Just hit it with your blending brush, guys
~Gary Jenkins
Professional painting huckster Gary Jenkins advises his television viewers to “work as much as you can from real flowers”. In the next breath, Mr. Jenkins back-pedals by saying fake flowers are just fine too, acknowledging how realistic silk flowers have become -- as if the realistic anatomy of ersatz flowers renders them less tawdry.

Such tricks of technique attract and repel thoughtful people. Watching the charlatan television painting instructor ply his trade is like watching David Copperfield materialize albino rock pigeons. With such painting instruction, we are attracted by the sleight of hand -- the purposeful intent of each stroke of the blending brush.

When the charlatan television painting instructor finishes, we are repelled by proficiently arranged pigments that, in toto, offer little more than hollow titillation. We want that half an hour in front of the television back.

The painter's Gestalt must be the gradual unification of perception & experience; deeply felt holistic perception made possible by a steaming pile of life experiences.
We will sell no wine before its time.
~Paul Massson winery advertising slogan.
The scent of linseed oil in an oil painter's studio is nothing short of intoxicating, but at age 53, I am not ready to paint.

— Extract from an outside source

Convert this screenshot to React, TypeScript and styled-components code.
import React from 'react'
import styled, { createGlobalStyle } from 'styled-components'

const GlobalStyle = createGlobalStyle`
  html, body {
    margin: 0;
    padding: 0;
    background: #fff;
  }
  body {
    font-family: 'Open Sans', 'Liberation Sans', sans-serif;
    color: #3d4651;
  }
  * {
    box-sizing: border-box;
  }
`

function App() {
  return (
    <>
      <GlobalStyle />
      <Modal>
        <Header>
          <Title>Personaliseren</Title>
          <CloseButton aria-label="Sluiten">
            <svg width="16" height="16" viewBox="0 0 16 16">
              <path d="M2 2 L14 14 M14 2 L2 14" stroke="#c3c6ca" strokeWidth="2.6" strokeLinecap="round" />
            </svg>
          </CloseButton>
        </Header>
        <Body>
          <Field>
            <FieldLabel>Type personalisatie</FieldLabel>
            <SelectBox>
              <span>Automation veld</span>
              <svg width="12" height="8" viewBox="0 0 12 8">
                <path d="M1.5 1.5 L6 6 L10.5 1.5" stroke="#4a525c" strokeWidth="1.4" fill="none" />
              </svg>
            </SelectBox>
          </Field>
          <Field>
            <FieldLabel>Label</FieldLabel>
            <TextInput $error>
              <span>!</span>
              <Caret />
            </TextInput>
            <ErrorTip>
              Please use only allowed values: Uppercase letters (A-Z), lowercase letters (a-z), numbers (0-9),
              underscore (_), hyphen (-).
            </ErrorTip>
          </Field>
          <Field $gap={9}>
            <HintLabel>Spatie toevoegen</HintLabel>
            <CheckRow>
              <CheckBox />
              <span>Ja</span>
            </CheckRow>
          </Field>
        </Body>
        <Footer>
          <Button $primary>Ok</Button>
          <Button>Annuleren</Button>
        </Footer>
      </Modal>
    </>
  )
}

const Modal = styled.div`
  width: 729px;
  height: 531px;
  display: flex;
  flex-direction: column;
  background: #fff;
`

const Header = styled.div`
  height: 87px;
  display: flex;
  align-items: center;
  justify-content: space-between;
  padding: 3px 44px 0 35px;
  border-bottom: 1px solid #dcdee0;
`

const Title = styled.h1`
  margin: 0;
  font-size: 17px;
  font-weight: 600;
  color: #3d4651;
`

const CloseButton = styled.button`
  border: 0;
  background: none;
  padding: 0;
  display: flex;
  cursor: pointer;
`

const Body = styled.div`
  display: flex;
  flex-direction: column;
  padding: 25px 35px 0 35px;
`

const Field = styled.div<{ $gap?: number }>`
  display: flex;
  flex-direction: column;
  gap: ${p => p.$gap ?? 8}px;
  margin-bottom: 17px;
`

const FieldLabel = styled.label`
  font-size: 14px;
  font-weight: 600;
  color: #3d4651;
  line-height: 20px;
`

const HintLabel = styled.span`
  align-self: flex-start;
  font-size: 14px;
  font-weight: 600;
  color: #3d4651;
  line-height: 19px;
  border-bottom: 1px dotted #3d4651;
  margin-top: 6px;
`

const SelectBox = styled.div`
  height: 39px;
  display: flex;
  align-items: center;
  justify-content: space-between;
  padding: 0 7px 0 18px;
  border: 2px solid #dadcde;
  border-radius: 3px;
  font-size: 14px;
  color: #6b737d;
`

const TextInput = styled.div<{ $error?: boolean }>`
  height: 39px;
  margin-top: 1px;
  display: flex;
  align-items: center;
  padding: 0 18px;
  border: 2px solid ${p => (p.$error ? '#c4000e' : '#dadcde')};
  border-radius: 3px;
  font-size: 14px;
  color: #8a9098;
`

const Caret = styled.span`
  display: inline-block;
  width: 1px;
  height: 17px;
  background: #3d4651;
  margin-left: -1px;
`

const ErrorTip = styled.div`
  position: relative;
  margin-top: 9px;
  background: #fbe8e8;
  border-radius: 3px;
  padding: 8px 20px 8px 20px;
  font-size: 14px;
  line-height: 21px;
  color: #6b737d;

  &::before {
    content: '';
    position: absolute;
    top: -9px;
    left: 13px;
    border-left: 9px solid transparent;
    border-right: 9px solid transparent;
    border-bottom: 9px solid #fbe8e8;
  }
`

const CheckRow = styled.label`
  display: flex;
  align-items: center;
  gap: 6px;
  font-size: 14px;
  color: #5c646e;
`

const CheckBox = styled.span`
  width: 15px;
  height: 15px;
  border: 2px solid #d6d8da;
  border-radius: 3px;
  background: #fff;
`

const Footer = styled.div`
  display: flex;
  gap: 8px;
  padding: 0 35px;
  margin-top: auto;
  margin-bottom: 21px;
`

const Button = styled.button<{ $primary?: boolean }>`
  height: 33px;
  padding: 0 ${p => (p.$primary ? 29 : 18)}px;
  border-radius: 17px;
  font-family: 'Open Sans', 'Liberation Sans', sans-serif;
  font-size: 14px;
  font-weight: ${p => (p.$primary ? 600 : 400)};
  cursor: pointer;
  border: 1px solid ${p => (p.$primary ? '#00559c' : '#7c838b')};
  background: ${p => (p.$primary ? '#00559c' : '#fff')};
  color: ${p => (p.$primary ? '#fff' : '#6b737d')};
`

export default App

Paint? Our two ocular peepholes of perception are barely capable of giving us a baseline understanding. A baseline of understanding that's roughly proportional to the sum of experience and introspective thought.

Superficial thinkers bereft of introspection, might be beguiled with the How of daubing cotton balls, then never quite travel on to the poetic Why or the existential What.

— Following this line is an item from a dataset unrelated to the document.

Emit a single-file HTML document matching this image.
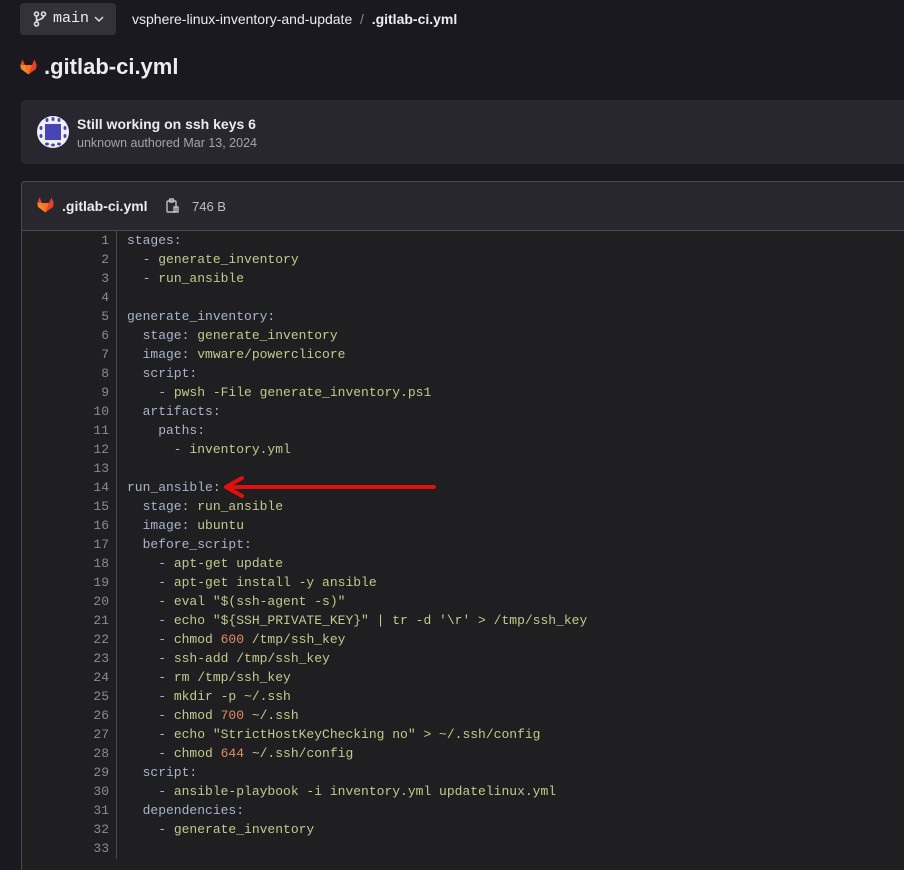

While not ready to paint, I continue to observe painting as I have been for the leeward side of 30 years. One way to explore a painting is to write about it.

Following is a poem I wrote last night about Johannes Vermeer's wistful painting Girl with a Pearl Earring.

Painterly Pearl
Saint Paul, 13 March 2011

A few Dutch painters
pulled white rabbits from
pre-enlightenment top hats

Vermeer's sleight of hand
in Girl with a Pearl Earring
was indirect sunlight

Playing her eyes off the pearl
like a magician performs
a three-cup shuffle

The pearl forever transformed
by light rendered wavy by
the girl's circumstances

He sawed her box in two
long before future historians
could deny his intent

I use the analogy of a magician in the poem. I don't wish to belittle Vermeer's mastery like I perhaps would belittle the hollow technical clouds of a charlatan painting instructor on television.

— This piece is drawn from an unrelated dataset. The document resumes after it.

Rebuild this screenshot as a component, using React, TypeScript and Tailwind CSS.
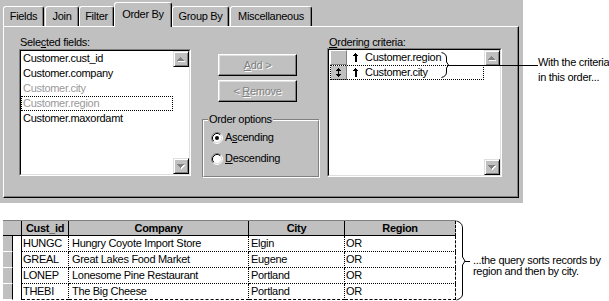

On the contrary, I am buoyed by the notion that Vermeer harbored deeper intentions than rendering a stunningly mysterious portrait of a young woman. If Vermeer was merely fulfilling a commissioned portrait for a well-heeled patron, then the joke is on me.

Girl with a Pearl Earring has a timeless, lyrical quality about it that makes it impossible to forget.

Since humans share some 40-50% of DNA with the common cabbage, it should come as no surprise that a 17th century human could paint a shared, albeit mysterious perception of a young woman that speaks to us over centuries.